Domingo, 17 de junio de 2012 | Hoy
Por Carlos Gamerro
El Ulises de Joyce se publicó en París en 1922, y ya en 1925 Borges afirmaba ser “el primer aventurero hispánico que ha arribado al libro de Joyce” (el año anterior había intentado lo que bien puede ser la primera versión española del texto, una versión aporteñada del final del monólogo de Molly Bloom). Borges decía acercarse al Ulises con “la vaga intensidad que hubo en los viajadores antiguos al descubrir tierra que era nueva a su asombro errante”, y se apura a anticipar la respuesta a la pregunta que indefectiblemente se le hace a todo lector de esta novela infinita: “¿La leíste toda?”. Borges contesta que no, pero que aun así sabe lo que es, de la misma manera en que puede decir que conoce una ciudad sin haber recorrido cada una de sus calles. La respuesta de Borges, más que una boutade, es la perspicaz exposición de un método: el Ulises efectivamente debe leerse como se camina una ciudad, inventando recorridos, volviendo a veces sobre las mismas calles, ignorando otras por completo.
Lo que más fascina a ese Borges de veinticinco años es la magnitud de la empresa joyceana, su concepción de un libro total: el libro de arena, la biblioteca de Babel, el poema “La tierra” que Carlos Argentino Daneri intenta escribir en “El Aleph” surgen del deslumbramiento de Borges con la novela de Joyce que (como los poemas totales de Dante o Whitman, como el Polyolbion de Michael Drayton) sugiere la posibilidad de poner toda la realidad en un libro. Lo que no significa que adopte el método joyceano. Lo propio de Borges, especialmente cuando se enfrenta con magnitudes inabarcables como el universo o la eternidad, es la condensación. Procede por metáfora o metonimia, nunca por acumulación. Si en el Ulises Joyce expande los hechos de un día a 700 páginas, en “El inmortal” Borges comprime los de 2800 años a diez. Frente a la prolija ambición de Daneri, “Borges” (el personaje Borges de “El Aleph”) da cuenta del aleph en un párrafo, cuya eficacia radica en sugerir la vastedad del aleph a partir de la elipsis y el hiato, admitiendo la imposibilidad de ponerlo todo en palabras.
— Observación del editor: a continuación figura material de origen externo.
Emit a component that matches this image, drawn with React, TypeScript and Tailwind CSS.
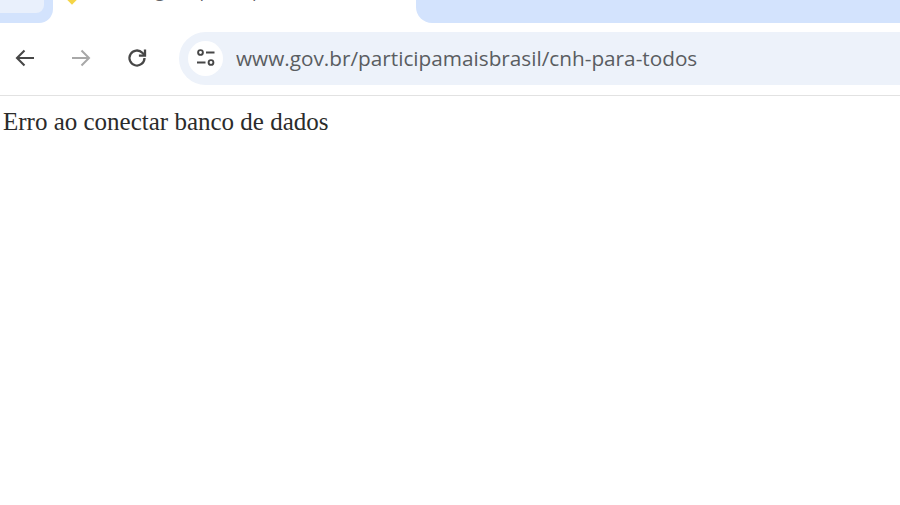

Joyce hubiera procedido como Daneri, si bien con más talento: “Su tesonero examen de las minucias más irreducibles que forman la conciencia obliga a Joyce a restañar la fugacidad temporal y a diferir el movimiento del tiempo con un gesto apaciguador, adverso a la impaciencia de picana que hubo en el drama inglés y que encerró la vida de sus héroes en la atropellada estrechura de algunas horas populosas. Si Shakespeare –según su propia metáfora– puso en la vuelta de un reloj de arena las proezas de los años, Joyce invierte el procedimiento y despliega la única jornada de su héroe sobre muchas jornadas del lector.”
Cuando escribió estas palabras, el joven Borges atravesaba su etapa hispánico-barroca (en lo que al estilo se refiere: quería ser Quevedo o Góngora) que luego execraría: este texto, por ejemplo, queda fuera de sus Obras completas. No sorprende, entonces, que junto a la propuesta de lectura fragmentaria, el otro consejo para los perplejos lectores de Ulises que Borges desliza en este temprano y precursor artículo de Proa sea una cita del también perplejo Lope de Vega ante las ilegibles complejidades de Góngora: “Sea lo que fuere, yo he de estimar y amar el divino ingenio desde cavallero, tomando de él lo que entendiere con humildad y admirando con veneración lo que no alcanzare a entender”. El barroco irlandés establece un puente entre el barroco español y el argentino, pero el matrimonio no duraría demasiado: pocos años después Borges abjuraría del estilo barroco y lo condenaría en el prólogo de su Historia universal de la infamia: “Yo diría que barroco es aquel estilo que deliberadamente agota (o quiere agotar) sus posibilidades y que linda con su propia caricatura. [...] Yo diría que es barroca la etapa final de todo arte, cuando éste exhibe y dilapida sus medios”. Su admiración por Ulises no decaería (aunque el ultrabarroco Finnegans Wake se le hizo muy cuesta arriba), pero sería matizada por críticas y hasta alguna que otra burla, como esta referencia oblicua al Ulises en “Pierre Menard, autor del Quijote”: “uno de esos libros parasitarios que sitúan a Cristo en un bulevar, a Hamlet en la Cannebière o a don Quijote en Wall Street”.